# Injection of Ext groups

Let $$\mathcal A \subset \mathcal B$$ be an exact inclusion of a full abelian subcategory $$\mathcal A$$ into an abelian category $$\mathcal B$$. Assume, that both $$\mathcal A$$ and $$\mathcal B$$ have enough injectives (or enough projectives). Since the Ext functor classifies extensions, we have an inclusion $$\mathrm{Ext}^i_{\mathcal A}(X,Y) \subset \mathrm{Ext}^i_{\mathcal B}(X,Y)$$. The map can also be constructed via resolutions. Is there a way to show, that the map $$\mathrm{Ext}^i_{\mathcal A}(X,Y) \to \mathrm{Ext}^i_{\mathcal B}(X,Y)$$ is injective without any reference to extensions?

A standard example is the base restriction functor $$K\text{-}\mathrm{Vect} \to K[x]\text{-}\mathrm{Mod}$$ along $$K[x] \to K, x \mapsto 0$$, where $$K$$ is a field. Then $$\mathrm{Ext}^1_{K}(K,K)=0$$ and $$\mathrm{Ext}^1_{K[x]}(K,K)=K$$.

I don't want to assume, that the inclusion preserves injectives or projectives. In this case any resolution in $$\mathcal A$$ computes the derived functor in $$\mathcal B$$ and the map is bijective.

The claim is false, when the functor $$\mathcal A \to \mathcal B$$ is faithful, but not full.

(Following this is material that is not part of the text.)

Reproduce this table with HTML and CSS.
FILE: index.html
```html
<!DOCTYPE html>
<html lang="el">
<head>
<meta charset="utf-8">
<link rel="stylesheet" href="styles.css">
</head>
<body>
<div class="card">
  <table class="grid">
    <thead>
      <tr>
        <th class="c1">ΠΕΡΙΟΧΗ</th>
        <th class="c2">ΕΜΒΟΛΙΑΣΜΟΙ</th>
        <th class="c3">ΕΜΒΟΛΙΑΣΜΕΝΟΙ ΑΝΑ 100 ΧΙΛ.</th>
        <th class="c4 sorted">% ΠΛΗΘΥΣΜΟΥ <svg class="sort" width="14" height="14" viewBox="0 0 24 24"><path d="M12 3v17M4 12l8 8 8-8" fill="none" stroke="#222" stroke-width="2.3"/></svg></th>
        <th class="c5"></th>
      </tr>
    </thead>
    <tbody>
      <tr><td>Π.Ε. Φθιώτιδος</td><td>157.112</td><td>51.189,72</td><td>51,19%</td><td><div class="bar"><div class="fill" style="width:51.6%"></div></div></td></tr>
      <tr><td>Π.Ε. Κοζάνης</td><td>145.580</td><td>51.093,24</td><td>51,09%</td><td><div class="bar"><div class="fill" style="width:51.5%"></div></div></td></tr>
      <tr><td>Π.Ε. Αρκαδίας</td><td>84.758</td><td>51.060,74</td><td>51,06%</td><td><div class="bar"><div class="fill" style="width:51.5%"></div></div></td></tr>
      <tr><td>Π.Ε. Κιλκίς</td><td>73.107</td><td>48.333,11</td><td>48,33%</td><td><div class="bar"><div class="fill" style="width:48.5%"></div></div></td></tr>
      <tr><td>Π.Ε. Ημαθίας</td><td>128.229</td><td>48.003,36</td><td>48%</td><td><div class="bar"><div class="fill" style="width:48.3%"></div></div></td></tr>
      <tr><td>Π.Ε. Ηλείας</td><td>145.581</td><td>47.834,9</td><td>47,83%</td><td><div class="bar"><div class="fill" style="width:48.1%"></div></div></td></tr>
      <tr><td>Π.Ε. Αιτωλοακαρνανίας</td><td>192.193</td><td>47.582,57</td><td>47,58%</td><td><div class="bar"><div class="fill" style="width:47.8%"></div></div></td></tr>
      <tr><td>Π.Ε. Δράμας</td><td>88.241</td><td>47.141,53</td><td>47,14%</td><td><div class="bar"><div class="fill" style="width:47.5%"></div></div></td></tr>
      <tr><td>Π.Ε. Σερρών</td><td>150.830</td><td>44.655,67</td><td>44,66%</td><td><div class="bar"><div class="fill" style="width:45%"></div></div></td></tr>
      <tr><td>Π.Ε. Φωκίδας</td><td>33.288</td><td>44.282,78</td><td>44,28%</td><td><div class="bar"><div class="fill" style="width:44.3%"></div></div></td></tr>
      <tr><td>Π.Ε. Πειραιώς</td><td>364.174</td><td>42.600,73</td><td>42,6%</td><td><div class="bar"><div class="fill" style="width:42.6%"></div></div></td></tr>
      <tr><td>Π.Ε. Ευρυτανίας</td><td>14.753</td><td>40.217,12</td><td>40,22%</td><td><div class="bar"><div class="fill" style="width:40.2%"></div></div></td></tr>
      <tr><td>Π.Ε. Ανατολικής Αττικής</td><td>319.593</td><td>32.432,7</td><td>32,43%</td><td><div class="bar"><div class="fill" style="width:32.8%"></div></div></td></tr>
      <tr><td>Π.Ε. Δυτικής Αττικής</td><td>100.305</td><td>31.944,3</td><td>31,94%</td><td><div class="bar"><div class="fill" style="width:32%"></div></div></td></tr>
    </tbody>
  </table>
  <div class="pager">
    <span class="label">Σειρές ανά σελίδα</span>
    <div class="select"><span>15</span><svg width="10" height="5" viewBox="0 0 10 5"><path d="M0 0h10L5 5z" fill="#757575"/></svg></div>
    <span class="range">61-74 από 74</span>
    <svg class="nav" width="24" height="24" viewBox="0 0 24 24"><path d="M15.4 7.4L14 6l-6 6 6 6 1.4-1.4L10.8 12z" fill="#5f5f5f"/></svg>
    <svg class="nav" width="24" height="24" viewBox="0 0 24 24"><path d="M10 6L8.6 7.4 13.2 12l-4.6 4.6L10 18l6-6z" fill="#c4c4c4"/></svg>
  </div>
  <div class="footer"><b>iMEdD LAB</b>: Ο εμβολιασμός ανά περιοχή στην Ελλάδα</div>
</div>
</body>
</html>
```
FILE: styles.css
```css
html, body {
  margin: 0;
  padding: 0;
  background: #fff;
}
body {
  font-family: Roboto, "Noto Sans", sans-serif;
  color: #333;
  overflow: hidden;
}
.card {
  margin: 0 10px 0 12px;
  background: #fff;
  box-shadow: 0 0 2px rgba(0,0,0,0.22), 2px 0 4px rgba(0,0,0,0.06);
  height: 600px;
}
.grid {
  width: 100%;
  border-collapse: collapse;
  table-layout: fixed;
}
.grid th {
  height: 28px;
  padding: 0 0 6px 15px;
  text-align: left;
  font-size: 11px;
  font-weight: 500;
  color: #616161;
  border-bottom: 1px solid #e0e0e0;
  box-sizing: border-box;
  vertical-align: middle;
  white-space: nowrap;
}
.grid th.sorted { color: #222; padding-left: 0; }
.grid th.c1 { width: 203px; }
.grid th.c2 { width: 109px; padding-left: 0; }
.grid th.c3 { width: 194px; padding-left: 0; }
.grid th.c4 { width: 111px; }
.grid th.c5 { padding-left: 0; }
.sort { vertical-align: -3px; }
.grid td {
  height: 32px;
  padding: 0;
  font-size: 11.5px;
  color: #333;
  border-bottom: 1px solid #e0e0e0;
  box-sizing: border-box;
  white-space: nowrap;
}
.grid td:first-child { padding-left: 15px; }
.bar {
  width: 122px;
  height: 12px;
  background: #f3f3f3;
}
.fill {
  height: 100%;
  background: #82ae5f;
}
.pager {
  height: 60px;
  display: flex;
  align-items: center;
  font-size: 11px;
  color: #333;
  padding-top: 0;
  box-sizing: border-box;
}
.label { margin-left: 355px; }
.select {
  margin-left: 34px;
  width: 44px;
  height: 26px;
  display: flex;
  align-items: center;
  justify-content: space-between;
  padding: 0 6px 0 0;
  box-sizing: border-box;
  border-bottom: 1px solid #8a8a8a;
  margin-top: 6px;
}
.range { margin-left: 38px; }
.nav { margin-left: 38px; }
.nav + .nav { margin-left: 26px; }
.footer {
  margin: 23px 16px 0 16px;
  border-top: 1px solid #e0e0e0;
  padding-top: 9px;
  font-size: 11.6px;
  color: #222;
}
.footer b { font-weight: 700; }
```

This question is related: Exact functor and relationship between Ext functors

I don't think the claim is correct: Consider e.g. a field $$k$$ and the full inclusion of $$k[x]/(x^2)\text{-mod}$$ into $$k[x]\text{-mod}$$. This cannot induce an injection on extension groups because $$k[x]/(x^2)$$ is of infinite global dimension, while $$k[x]$$ has global dimension $$1$$.
The problem with the attempt to reason in terms of Yoneda extensions is that $$\text{Ext}^k(X,Y)$$ are the connected components of the directed graph of length-$$k$$ extensions, and when considered in $${\mathscr B}$$ there may be paths between extensions living in $${\mathscr A}$$ which pass through intermediate extensions which are outside of $${\mathscr A}$$. This cannot happen for $$k=1$$ because of the Five lemma. So, broadly speaking the problem is simply that $$A\subset B$$ doesn't imply $$\pi_0(A)\subset\pi_0(B)$$.